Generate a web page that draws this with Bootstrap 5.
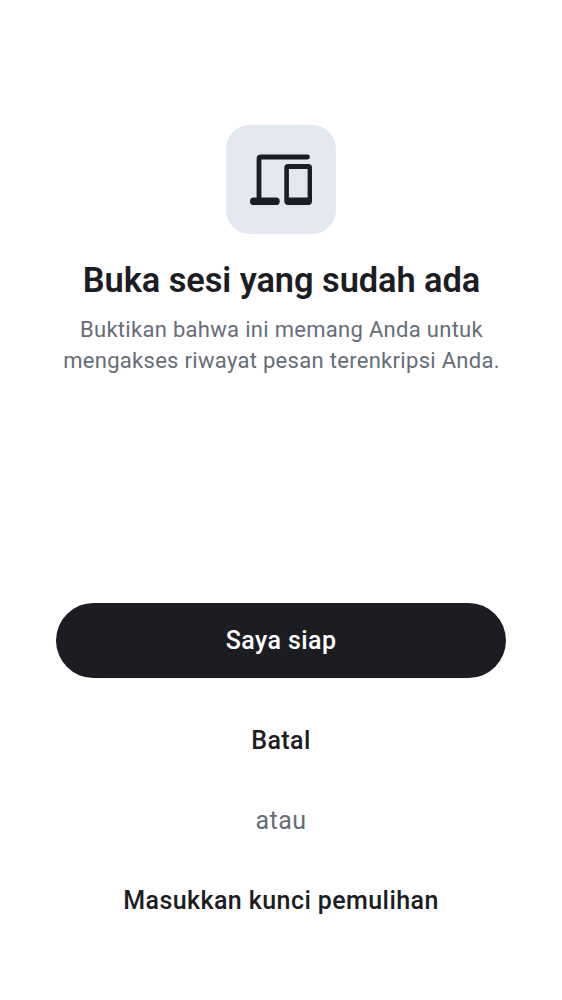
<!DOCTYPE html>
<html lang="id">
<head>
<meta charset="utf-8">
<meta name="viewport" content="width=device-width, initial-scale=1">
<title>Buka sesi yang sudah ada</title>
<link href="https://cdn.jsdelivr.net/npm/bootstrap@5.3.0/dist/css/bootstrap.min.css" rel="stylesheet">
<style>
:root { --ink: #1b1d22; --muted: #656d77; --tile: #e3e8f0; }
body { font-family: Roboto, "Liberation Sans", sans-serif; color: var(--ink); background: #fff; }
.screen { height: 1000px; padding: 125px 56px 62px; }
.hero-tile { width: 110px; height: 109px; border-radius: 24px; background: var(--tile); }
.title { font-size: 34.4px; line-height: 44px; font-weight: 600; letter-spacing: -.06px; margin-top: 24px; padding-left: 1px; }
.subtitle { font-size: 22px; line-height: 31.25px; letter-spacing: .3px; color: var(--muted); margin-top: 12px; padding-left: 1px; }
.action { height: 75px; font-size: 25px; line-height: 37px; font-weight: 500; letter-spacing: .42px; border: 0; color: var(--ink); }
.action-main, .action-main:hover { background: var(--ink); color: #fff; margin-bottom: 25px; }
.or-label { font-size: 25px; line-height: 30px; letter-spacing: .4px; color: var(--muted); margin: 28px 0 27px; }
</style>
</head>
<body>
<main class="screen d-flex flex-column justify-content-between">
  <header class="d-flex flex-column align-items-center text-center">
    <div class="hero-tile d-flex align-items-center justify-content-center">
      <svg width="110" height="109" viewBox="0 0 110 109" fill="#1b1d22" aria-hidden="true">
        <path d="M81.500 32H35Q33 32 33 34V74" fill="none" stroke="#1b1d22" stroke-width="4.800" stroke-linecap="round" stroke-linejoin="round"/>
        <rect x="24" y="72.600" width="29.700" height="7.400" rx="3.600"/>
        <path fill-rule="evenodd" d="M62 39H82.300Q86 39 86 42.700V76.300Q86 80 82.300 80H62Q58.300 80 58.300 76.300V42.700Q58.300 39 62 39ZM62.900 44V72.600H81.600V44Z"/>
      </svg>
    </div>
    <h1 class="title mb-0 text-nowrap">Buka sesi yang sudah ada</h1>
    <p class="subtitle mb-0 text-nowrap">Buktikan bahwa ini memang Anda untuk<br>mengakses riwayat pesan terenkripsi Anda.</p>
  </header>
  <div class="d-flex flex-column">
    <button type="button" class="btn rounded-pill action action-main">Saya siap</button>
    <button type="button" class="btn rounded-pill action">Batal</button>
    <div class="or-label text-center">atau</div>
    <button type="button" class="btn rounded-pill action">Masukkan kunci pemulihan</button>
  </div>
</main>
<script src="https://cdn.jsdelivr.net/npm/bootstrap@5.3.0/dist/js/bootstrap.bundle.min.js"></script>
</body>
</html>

----------------

> [Your objective]
Extract the full listing exactly, with the pictures left out.

> [Solution to the problem]
Generate a web page that draws this with Bootstrap 5.
<!DOCTYPE html>
<html lang="id">
<head>
<meta charset="utf-8">
<meta name="viewport" content="width=device-width, initial-scale=1">
<title>Buka sesi yang sudah ada</title>
<link href="https://cdn.jsdelivr.net/npm/bootstrap@5.3.0/dist/css/bootstrap.min.css" rel="stylesheet">
<style>
:root { --ink: #1b1d22; --muted: #656d77; --tile: #e3e8f0; }
body { font-family: Roboto, "Liberation Sans", sans-serif; color: var(--ink); background: #fff; }
.screen { height: 1000px; padding: 125px 56px 62px; }
.hero-tile { width: 110px; height: 109px; border-radius: 24px; background: var(--tile); }
.title { font-size: 34.4px; line-height: 44px; font-weight: 600; letter-spacing: -.06px; margin-top: 24px; padding-left: 1px; }
.subtitle { font-size: 22px; line-height: 31.25px; letter-spacing: .3px; color: var(--muted); margin-top: 12px; padding-left: 1px; }
.action { height: 75px; font-size: 25px; line-height: 37px; font-weight: 500; letter-spacing: .42px; border: 0; color: var(--ink); }
.action-main, .action-main:hover { background: var(--ink); color: #fff; margin-bottom: 25px; }
.or-label { font-size: 25px; line-height: 30px; letter-spacing: .4px; color: var(--muted); margin: 28px 0 27px; }
</style>
</head>
<body>
<main class="screen d-flex flex-column justify-content-between">
  <header class="d-flex flex-column align-items-center text-center">
    <div class="hero-tile d-flex align-items-center justify-content-center">
      <svg width="110" height="109" viewBox="0 0 110 109" fill="#1b1d22" aria-hidden="true">
        <path d="M81.500 32H35Q33 32 33 34V74" fill="none" stroke="#1b1d22" stroke-width="4.800" stroke-linecap="round" stroke-linejoin="round"/>
        <rect x="24" y="72.600" width="29.700" height="7.400" rx="3.600"/>
        <path fill-rule="evenodd" d="M62 39H82.300Q86 39 86 42.700V76.300Q86 80 82.300 80H62Q58.300 80 58.300 76.300V42.700Q58.300 39 62 39ZM62.900 44V72.600H81.600V44Z"/>
      </svg>
    </div>
    <h1 class="title mb-0 text-nowrap">Buka sesi yang sudah ada</h1>
    <p class="subtitle mb-0 text-nowrap">Buktikan bahwa ini memang Anda untuk<br>mengakses riwayat pesan terenkripsi Anda.</p>
  </header>
  <div class="d-flex flex-column">
    <button type="button" class="btn rounded-pill action action-main">Saya siap</button>
    <button type="button" class="btn rounded-pill action">Batal</button>
    <div class="or-label text-center">atau</div>
    <button type="button" class="btn rounded-pill action">Masukkan kunci pemulihan</button>
  </div>
</main>
<script src="https://cdn.jsdelivr.net/npm/bootstrap@5.3.0/dist/js/bootstrap.bundle.min.js"></script>
</body>
</html>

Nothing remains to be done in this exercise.